Make an exact transcription of the material, leaving out all images.

Begin Stored data

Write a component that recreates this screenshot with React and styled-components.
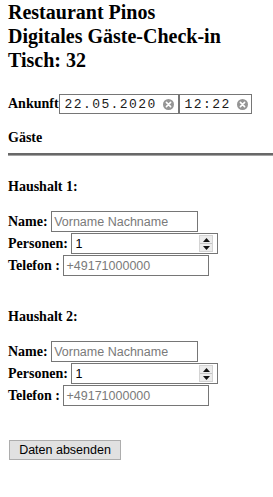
import React from "react";
import styled, { createGlobalStyle } from "styled-components";

const GlobalStyle = createGlobalStyle`
  html, body { background: #ffffff; }
  body {
    margin: 0 0 0 8px;
    color: #000000;
    font-family: "Liberation Serif", "Times New Roman", serif;
  }
`;

const Page = styled.main`
  display: flex;
  flex-direction: column;
  align-items: flex-start;
`;

const Title = styled.h1`
  margin: 0;
  font: 700 20px/24px "Liberation Serif", "Times New Roman", serif;
`;

const ArrivalRow = styled.div`
  display: flex;
  align-items: baseline;
  margin-top: 22px;
`;

const Label = styled.label`
  font: 700 14px/16px "Liberation Serif", "Times New Roman", serif;
  white-space: pre;
`;

const DateBox = styled.div`
  box-sizing: border-box;
  display: flex;
  align-items: center;
  justify-content: space-between;
  width: ${(p) => p.$width}px;
  height: 20px;
  padding: 0 ${(p) => p.$padRight}px 0 5px;
  border: 1px solid #767676;
  background: #fff;
  font: 400 13px/17px "Liberation Mono", "Courier New", monospace;
  letter-spacing: 1.4px;
  color: #1a1a1a;
`;

const ClearIcon = () => (
  <svg width="11" height="11" viewBox="0 0 11 11" aria-hidden="true">
    <circle cx="5.5" cy="5.5" r="5.5" fill="#959595" />
    <path d="M3.4 3.4 L7.6 7.6 M7.6 3.4 L3.4 7.6" stroke="#fff" strokeWidth="1.6" strokeLinecap="round" />
  </svg>
);

const SectionTitle = styled.h2`
  margin: 16px 0 0;
  font: 700 14px/16px "Liberation Serif", "Times New Roman", serif;
`;

const Rule = styled.hr`
  box-sizing: border-box;
  align-self: stretch;
  margin: 7px 0 0;
  height: 3px;
  border: 0;
  border-top: 2px solid #686868;
  border-bottom: 1px solid #a4a4a4;
`;

const Household = styled.section`
  display: flex;
  flex-direction: column;
  align-items: flex-start;
  margin-top: ${(p) => p.$top}px;
`;

const HouseholdTitle = styled.h3`
  margin: 0 0 16px;
  font: 700 14px/16px "Liberation Serif", "Times New Roman", serif;
`;

const FieldRow = styled.div`
  display: flex;
  align-items: baseline;
  column-gap: 3.5px;
  height: 22px;
`;

const TextInput = styled.input`
  box-sizing: border-box;
  width: ${(p) => p.$width}px;
  height: 21px;
  margin: 0;
  padding: 0 2px;
  border: 1px solid #767676;
  border-radius: 0;
  background: #fff;
  font: 400 12.5px "Liberation Sans", Arial, sans-serif;
  color: #000;
  outline: none;
  &::placeholder { color: #7a7a7a; opacity: 1; }
`;

const NumberBox = styled.div`
  box-sizing: border-box;
  display: flex;
  align-items: center;
  width: 147px;
  height: 21px;
  border: 1px solid #767676;
  background: #fff;
  padding-right: 4px;
`;

const NumberInput = styled.input`
  flex: 1;
  min-width: 0;
  height: 19px;
  margin: 0;
  padding: 0 3px;
  border: 0;
  background: transparent;
  font: 400 12.5px "Liberation Sans", Arial, sans-serif;
  color: #000;
  outline: none;
`;

const Spinner = styled.div`
  display: flex;
  flex-direction: column;
  width: 14px;
  height: 17px;
  box-sizing: border-box;
  border: 1px solid #d4d4d4;
  background: #ececec;
`;

const SpinHalf = styled.div`
  flex: 1;
  display: flex;
  align-items: center;
  justify-content: center;
  border-top: ${(p) => (p.$lower ? "1px solid #c4c4c4" : "0")};
`;

const Arrow = ({ down }) => (
  <svg width="7" height="4" viewBox="0 0 7 4" aria-hidden="true">
    <path d={down ? "M0 0 H7 L3.5 4 Z" : "M0 4 H7 L3.5 0 Z"} fill="#111" />
  </svg>
);

const SubmitButton = styled.button`
  box-sizing: border-box;
  margin: 33px 0 0 1px;
  width: 112px;
  height: 20px;
  padding: 0;
  border: 1px solid #adadad;
  border-radius: 0;
  background: #e1e1e1;
  font: 400 12.5px "Liberation Sans", Arial, sans-serif;
  color: #000;
`;

const households = [
  { id: 1, top: 23 },
  { id: 2, top: 32 },
];

export default function App() {
  return (
    <>
      <GlobalStyle />
      <Page>
        <Title>
          Restaurant Pinos
          <br />
          Digitales Gäste-Check-in
          <br />
          Tisch: 32
        </Title>

        <ArrivalRow>
          <Label>Ankunft</Label>
          <DateBox $width={120} $padRight={4}>
            <span>22.05.2020</span>
            <ClearIcon />
          </DateBox>
          <DateBox $width={73} $padRight={3}>
            <span>12:22</span>
            <ClearIcon />
          </DateBox>
        </ArrivalRow>

        <SectionTitle>Gäste</SectionTitle>
        <Rule />

        {households.map((h) => (
          <Household key={h.id} $top={h.top}>
            <HouseholdTitle>Haushalt {h.id}:</HouseholdTitle>
            <FieldRow>
              <Label>Name:</Label>
              <TextInput $width={147} placeholder="Vorname Nachname" />
            </FieldRow>
            <FieldRow>
              <Label>Personen:</Label>
              <NumberBox>
                <NumberInput defaultValue="1" />
                <Spinner>
                  <SpinHalf>
                    <Arrow />
                  </SpinHalf>
                  <SpinHalf $lower>
                    <Arrow down />
                  </SpinHalf>
                </Spinner>
              </NumberBox>
            </FieldRow>
            <FieldRow>
              <Label>Telefon :</Label>
              <TextInput $width={146} placeholder="+49171000000" />
            </FieldRow>
          </Household>
        ))}

        <SubmitButton type="button">Daten absenden</SubmitButton>
      </Page>
    </>
  );
}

End Stored data

#### Output for this exercise
Write a component that recreates this screenshot with React and styled-components.
import React from "react";
import styled, { createGlobalStyle } from "styled-components";

const GlobalStyle = createGlobalStyle`
  html, body { background: #ffffff; }
  body {
    margin: 0 0 0 8px;
    color: #000000;
    font-family: "Liberation Serif", "Times New Roman", serif;
  }
`;

const Page = styled.main`
  display: flex;
  flex-direction: column;
  align-items: flex-start;
`;

const Title = styled.h1`
  margin: 0;
  font: 700 20px/24px "Liberation Serif", "Times New Roman", serif;
`;

const ArrivalRow = styled.div`
  display: flex;
  align-items: baseline;
  margin-top: 22px;
`;

const Label = styled.label`
  font: 700 14px/16px "Liberation Serif", "Times New Roman", serif;
  white-space: pre;
`;

const DateBox = styled.div`
  box-sizing: border-box;
  display: flex;
  align-items: center;
  justify-content: space-between;
  width: ${(p) => p.$width}px;
  height: 20px;
  padding: 0 ${(p) => p.$padRight}px 0 5px;
  border: 1px solid #767676;
  background: #fff;
  font: 400 13px/17px "Liberation Mono", "Courier New", monospace;
  letter-spacing: 1.4px;
  color: #1a1a1a;
`;

const ClearIcon = () => (
  <svg width="11" height="11" viewBox="0 0 11 11" aria-hidden="true">
    <circle cx="5.5" cy="5.5" r="5.5" fill="#959595" />
    <path d="M3.4 3.4 L7.6 7.6 M7.6 3.4 L3.4 7.6" stroke="#fff" strokeWidth="1.6" strokeLinecap="round" />
  </svg>
);

const SectionTitle = styled.h2`
  margin: 16px 0 0;
  font: 700 14px/16px "Liberation Serif", "Times New Roman", serif;
`;

const Rule = styled.hr`
  box-sizing: border-box;
  align-self: stretch;
  margin: 7px 0 0;
  height: 3px;
  border: 0;
  border-top: 2px solid #686868;
  border-bottom: 1px solid #a4a4a4;
`;

const Household = styled.section`
  display: flex;
  flex-direction: column;
  align-items: flex-start;
  margin-top: ${(p) => p.$top}px;
`;

const HouseholdTitle = styled.h3`
  margin: 0 0 16px;
  font: 700 14px/16px "Liberation Serif", "Times New Roman", serif;
`;

const FieldRow = styled.div`
  display: flex;
  align-items: baseline;
  column-gap: 3.5px;
  height: 22px;
`;

const TextInput = styled.input`
  box-sizing: border-box;
  width: ${(p) => p.$width}px;
  height: 21px;
  margin: 0;
  padding: 0 2px;
  border: 1px solid #767676;
  border-radius: 0;
  background: #fff;
  font: 400 12.5px "Liberation Sans", Arial, sans-serif;
  color: #000;
  outline: none;
  &::placeholder { color: #7a7a7a; opacity: 1; }
`;

const NumberBox = styled.div`
  box-sizing: border-box;
  display: flex;
  align-items: center;
  width: 147px;
  height: 21px;
  border: 1px solid #767676;
  background: #fff;
  padding-right: 4px;
`;

const NumberInput = styled.input`
  flex: 1;
  min-width: 0;
  height: 19px;
  margin: 0;
  padding: 0 3px;
  border: 0;
  background: transparent;
  font: 400 12.5px "Liberation Sans", Arial, sans-serif;
  color: #000;
  outline: none;
`;

const Spinner = styled.div`
  display: flex;
  flex-direction: column;
  width: 14px;
  height: 17px;
  box-sizing: border-box;
  border: 1px solid #d4d4d4;
  background: #ececec;
`;

const SpinHalf = styled.div`
  flex: 1;
  display: flex;
  align-items: center;
  justify-content: center;
  border-top: ${(p) => (p.$lower ? "1px solid #c4c4c4" : "0")};
`;

const Arrow = ({ down }) => (
  <svg width="7" height="4" viewBox="0 0 7 4" aria-hidden="true">
    <path d={down ? "M0 0 H7 L3.5 4 Z" : "M0 4 H7 L3.5 0 Z"} fill="#111" />
  </svg>
);

const SubmitButton = styled.button`
  box-sizing: border-box;
  margin: 33px 0 0 1px;
  width: 112px;
  height: 20px;
  padding: 0;
  border: 1px solid #adadad;
  border-radius: 0;
  background: #e1e1e1;
  font: 400 12.5px "Liberation Sans", Arial, sans-serif;
  color: #000;
`;

const households = [
  { id: 1, top: 23 },
  { id: 2, top: 32 },
];

export default function App() {
  return (
    <>
      <GlobalStyle />
      <Page>
        <Title>
          Restaurant Pinos
          <br />
          Digitales Gäste-Check-in
          <br />
          Tisch: 32
        </Title>

        <ArrivalRow>
          <Label>Ankunft</Label>
          <DateBox $width={120} $padRight={4}>
            <span>22.05.2020</span>
            <ClearIcon />
          </DateBox>
          <DateBox $width={73} $padRight={3}>
            <span>12:22</span>
            <ClearIcon />
          </DateBox>
        </ArrivalRow>

        <SectionTitle>Gäste</SectionTitle>
        <Rule />

        {households.map((h) => (
          <Household key={h.id} $top={h.top}>
            <HouseholdTitle>Haushalt {h.id}:</HouseholdTitle>
            <FieldRow>
              <Label>Name:</Label>
              <TextInput $width={147} placeholder="Vorname Nachname" />
            </FieldRow>
            <FieldRow>
              <Label>Personen:</Label>
              <NumberBox>
                <NumberInput defaultValue="1" />
                <Spinner>
                  <SpinHalf>
                    <Arrow />
                  </SpinHalf>
                  <SpinHalf $lower>
                    <Arrow down />
                  </SpinHalf>
                </Spinner>
              </NumberBox>
            </FieldRow>
            <FieldRow>
              <Label>Telefon :</Label>
              <TextInput $width={146} placeholder="+49171000000" />
            </FieldRow>
          </Household>
        ))}

        <SubmitButton type="button">Daten absenden</SubmitButton>
      </Page>
    </>
  );
}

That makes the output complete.